## Aim of the exercise:
Without the pictures, repeat the listing character for character.

## Collected data:
════════════════
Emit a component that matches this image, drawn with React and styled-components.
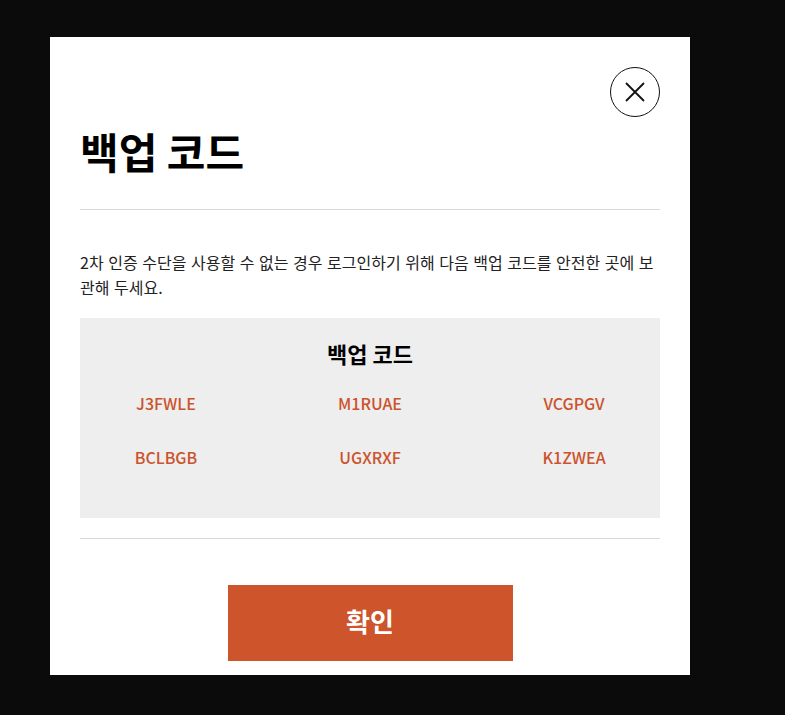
import styled, { createGlobalStyle } from "styled-components";

const GlobalStyle = createGlobalStyle`
  html, body {
    margin: 0;
    padding: 0;
    background: #0b0b0b;
  }
  body {
    font-family: "Noto Sans CJK KR", "Noto Sans", sans-serif;
    color: #111;
  }
`;

const Page = styled.div`
  width: 785px;
  height: 715px;
  padding: 37px 0 0 50px;
  box-sizing: border-box;
`;

const Modal = styled.div`
  position: relative;
  width: 640px;
  height: 638px;
  box-sizing: border-box;
  background: #ffffff;
  padding: 90px 30px 0;
`;

const CloseButton = styled.button`
  position: absolute;
  top: 30px;
  right: 30px;
  width: 50px;
  height: 50px;
  border-radius: 50%;
  border: 1px solid #111;
  background: #fff;
  padding: 0;
  display: flex;
  align-items: center;
  justify-content: center;
  cursor: pointer;
`;

const Title = styled.h1`
  margin: 0;
  font-size: 42px;
  line-height: 48px;
  font-weight: 700;
  color: #000;
`;

const Divider = styled.hr`
  margin: ${(p) => p.$top}px 0 0;
  border: 0;
  border-top: 1px solid #d9d9d9;
`;

const Description = styled.p`
  margin: 40px 0 0;
  font-size: 16px;
  line-height: 25px;
  word-spacing: 1px;
  color: #222;
`;

const CodeBox = styled.div`
  margin-top: 18px;
  height: 200px;
  box-sizing: border-box;
  background: #eeeeee;
  padding-top: 20px;
`;

const BoxTitle = styled.h2`
  margin: 0;
  text-align: center;
  font-size: 22px;
  line-height: 30px;
  font-weight: 700;
  color: #000;
`;

const CodeGrid = styled.div`
  margin-top: 23px;
  display: grid;
  grid-template-columns: repeat(3, 204px);
  justify-content: center;
  row-gap: 30px;
`;

const Code = styled.span`
  text-align: center;
  font-size: 16px;
  line-height: 24px;
  font-weight: 500;
  color: #cb532d;
`;

const Actions = styled.div`
  display: flex;
  justify-content: center;
  margin-top: 46px;
`;

const Confirm = styled.button`
  width: 285px;
  height: 76px;
  border: 0;
  padding: 0 0 6px;
  background: #cd542b;
  color: #fff;
  font-family: "Noto Sans CJK KR", "Noto Sans", sans-serif;
  font-size: 26px;
  font-weight: 700;
  cursor: pointer;
`;

const codes = ["J3FWLE", "M1RUAE", "VCGPGV", "BCLBGB", "UGXRXF", "K1ZWEA"];

export default function App() {
  return (
    <Page>
      <GlobalStyle />
      <Modal>
        <CloseButton aria-label="닫기">
          <svg width="22" height="22" viewBox="0 0 22 22">
            <path d="M2 2 L20 20 M20 2 L2 20" stroke="#111" strokeWidth="1.8" fill="none" />
          </svg>
        </CloseButton>
        <Title>백업 코드</Title>
        <Divider $top={34} />
        <Description>
          2차 인증 수단을 사용할 수 없는 경우 로그인하기 위해 다음 백업 코드를 안전한 곳에 보관해 두세요.
        </Description>
        <CodeBox>
          <BoxTitle>백업 코드</BoxTitle>
          <CodeGrid>
            {codes.map((code) => (
              <Code key={code}>{code}</Code>
            ))}
          </CodeGrid>
        </CodeBox>
        <Divider $top={20} />
        <Actions>
          <Confirm>확인</Confirm>
        </Actions>
      </Modal>
    </Page>
  );
}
════════════════
## Task result:
Emit a component that matches this image, drawn with React and styled-components.
import styled, { createGlobalStyle } from "styled-components";

const GlobalStyle = createGlobalStyle`
  html, body {
    margin: 0;
    padding: 0;
    background: #0b0b0b;
  }
  body {
    font-family: "Noto Sans CJK KR", "Noto Sans", sans-serif;
    color: #111;
  }
`;

const Page = styled.div`
  width: 785px;
  height: 715px;
  padding: 37px 0 0 50px;
  box-sizing: border-box;
`;

const Modal = styled.div`
  position: relative;
  width: 640px;
  height: 638px;
  box-sizing: border-box;
  background: #ffffff;
  padding: 90px 30px 0;
`;

const CloseButton = styled.button`
  position: absolute;
  top: 30px;
  right: 30px;
  width: 50px;
  height: 50px;
  border-radius: 50%;
  border: 1px solid #111;
  background: #fff;
  padding: 0;
  display: flex;
  align-items: center;
  justify-content: center;
  cursor: pointer;
`;

const Title = styled.h1`
  margin: 0;
  font-size: 42px;
  line-height: 48px;
  font-weight: 700;
  color: #000;
`;

const Divider = styled.hr`
  margin: ${(p) => p.$top}px 0 0;
  border: 0;
  border-top: 1px solid #d9d9d9;
`;

const Description = styled.p`
  margin: 40px 0 0;
  font-size: 16px;
  line-height: 25px;
  word-spacing: 1px;
  color: #222;
`;

const CodeBox = styled.div`
  margin-top: 18px;
  height: 200px;
  box-sizing: border-box;
  background: #eeeeee;
  padding-top: 20px;
`;

const BoxTitle = styled.h2`
  margin: 0;
  text-align: center;
  font-size: 22px;
  line-height: 30px;
  font-weight: 700;
  color: #000;
`;

const CodeGrid = styled.div`
  margin-top: 23px;
  display: grid;
  grid-template-columns: repeat(3, 204px);
  justify-content: center;
  row-gap: 30px;
`;

const Code = styled.span`
  text-align: center;
  font-size: 16px;
  line-height: 24px;
  font-weight: 500;
  color: #cb532d;
`;

const Actions = styled.div`
  display: flex;
  justify-content: center;
  margin-top: 46px;
`;

const Confirm = styled.button`
  width: 285px;
  height: 76px;
  border: 0;
  padding: 0 0 6px;
  background: #cd542b;
  color: #fff;
  font-family: "Noto Sans CJK KR", "Noto Sans", sans-serif;
  font-size: 26px;
  font-weight: 700;
  cursor: pointer;
`;

const codes = ["J3FWLE", "M1RUAE", "VCGPGV", "BCLBGB", "UGXRXF", "K1ZWEA"];

export default function App() {
  return (
    <Page>
      <GlobalStyle />
      <Modal>
        <CloseButton aria-label="닫기">
          <svg width="22" height="22" viewBox="0 0 22 22">
            <path d="M2 2 L20 20 M20 2 L2 20" stroke="#111" strokeWidth="1.8" fill="none" />
          </svg>
        </CloseButton>
        <Title>백업 코드</Title>
        <Divider $top={34} />
        <Description>
          2차 인증 수단을 사용할 수 없는 경우 로그인하기 위해 다음 백업 코드를 안전한 곳에 보관해 두세요.
        </Description>
        <CodeBox>
          <BoxTitle>백업 코드</BoxTitle>
          <CodeGrid>
            {codes.map((code) => (
              <Code key={code}>{code}</Code>
            ))}
          </CodeGrid>
        </CodeBox>
        <Divider $top={20} />
        <Actions>
          <Confirm>확인</Confirm>
        </Actions>
      </Modal>
    </Page>
  );
}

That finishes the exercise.